▶ GIVEN REQUEST: Leave out the images and repeat the listing below without a single change.

▶ DATA EXTRACT:
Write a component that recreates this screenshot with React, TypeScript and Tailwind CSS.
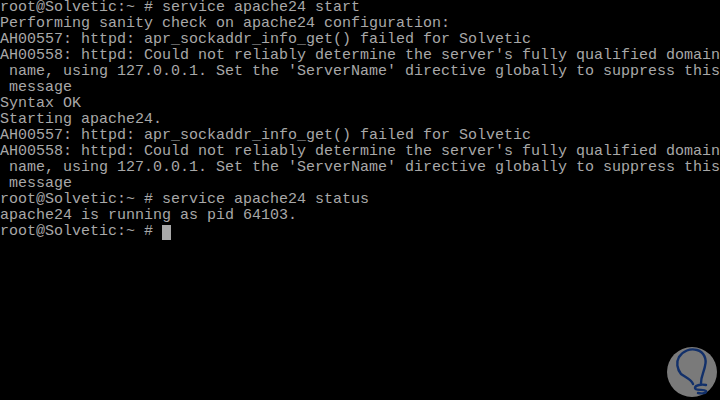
const LINES = [
    "root@Solvetic:~ # service apache24 start",
    "Performing sanity check on apache24 configuration:",
    "AH00557: httpd: apr_sockaddr_info_get() failed for Solvetic",
    "AH00558: httpd: Could not reliably determine the server's fully qualified domain",
    " name, using 127.0.0.1. Set the 'ServerName' directive globally to suppress this",
    " message",
    "Syntax OK",
    "Starting apache24.",
    "AH00557: httpd: apr_sockaddr_info_get() failed for Solvetic",
    "AH00558: httpd: Could not reliably determine the server's fully qualified domain",
    " name, using 127.0.0.1. Set the 'ServerName' directive globally to suppress this",
    " message",
    "root@Solvetic:~ # service apache24 status",
    "apache24 is running as pid 64103.",
];

const Logo = () => (
    <svg viewBox="0 0 50 50" className="w-[50px] h-[50px]">
        <circle cx="25" cy="25" r="25" fill="#7a7a7a" />
        <path
            d="M26,37 C25,33 18,30 14,27 C10,22 9,15 12,10 C16,4 23,1 30,3 C37,5 40,12 38,19 C37,25 34,29 34,36 M39,38 C35,37 28,38 28,41 C28,44 37,42 39,44 C40,46 35,47 31,46"
            fill="none"
            stroke="#12306a"
            strokeWidth="2.4"
            strokeLinecap="round"
        />
    </svg>
);

export default function App() {
    return (
        <div className="relative w-[720px] h-[400px] bg-black overflow-hidden">
            <div className="flex flex-col font-['Liberation_Mono',monospace] text-[15px] leading-[16px] text-[#a8a8a8] whitespace-pre">
                {LINES.map((line, i) => (
                    <div key={i} className="h-[16px]">
                        {line}
                    </div>
                ))}
                <div className="h-[16px] flex items-end">
                    <span>root@Solvetic:~ # </span>
                    <span className="w-[9px] h-[15px] bg-[#a8a8a8]"></span>
                </div>
            </div>
            <div className="absolute right-[3px] bottom-[3px]">
                <Logo />
            </div>
        </div>
    );
}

▶ ANSWER TO THIS PROBLEM:
Write a component that recreates this screenshot with React, TypeScript and Tailwind CSS.
const LINES = [
    "root@Solvetic:~ # service apache24 start",
    "Performing sanity check on apache24 configuration:",
    "AH00557: httpd: apr_sockaddr_info_get() failed for Solvetic",
    "AH00558: httpd: Could not reliably determine the server's fully qualified domain",
    " name, using 127.0.0.1. Set the 'ServerName' directive globally to suppress this",
    " message",
    "Syntax OK",
    "Starting apache24.",
    "AH00557: httpd: apr_sockaddr_info_get() failed for Solvetic",
    "AH00558: httpd: Could not reliably determine the server's fully qualified domain",
    " name, using 127.0.0.1. Set the 'ServerName' directive globally to suppress this",
    " message",
    "root@Solvetic:~ # service apache24 status",
    "apache24 is running as pid 64103.",
];

const Logo = () => (
    <svg viewBox="0 0 50 50" className="w-[50px] h-[50px]">
        <circle cx="25" cy="25" r="25" fill="#7a7a7a" />
        <path
            d="M26,37 C25,33 18,30 14,27 C10,22 9,15 12,10 C16,4 23,1 30,3 C37,5 40,12 38,19 C37,25 34,29 34,36 M39,38 C35,37 28,38 28,41 C28,44 37,42 39,44 C40,46 35,47 31,46"
            fill="none"
            stroke="#12306a"
            strokeWidth="2.4"
            strokeLinecap="round"
        />
    </svg>
);

export default function App() {
    return (
        <div className="relative w-[720px] h-[400px] bg-black overflow-hidden">
            <div className="flex flex-col font-['Liberation_Mono',monospace] text-[15px] leading-[16px] text-[#a8a8a8] whitespace-pre">
                {LINES.map((line, i) => (
                    <div key={i} className="h-[16px]">
                        {line}
                    </div>
                ))}
                <div className="h-[16px] flex items-end">
                    <span>root@Solvetic:~ # </span>
                    <span className="w-[9px] h-[15px] bg-[#a8a8a8]"></span>
                </div>
            </div>
            <div className="absolute right-[3px] bottom-[3px]">
                <Logo />
            </div>
        </div>
    );
}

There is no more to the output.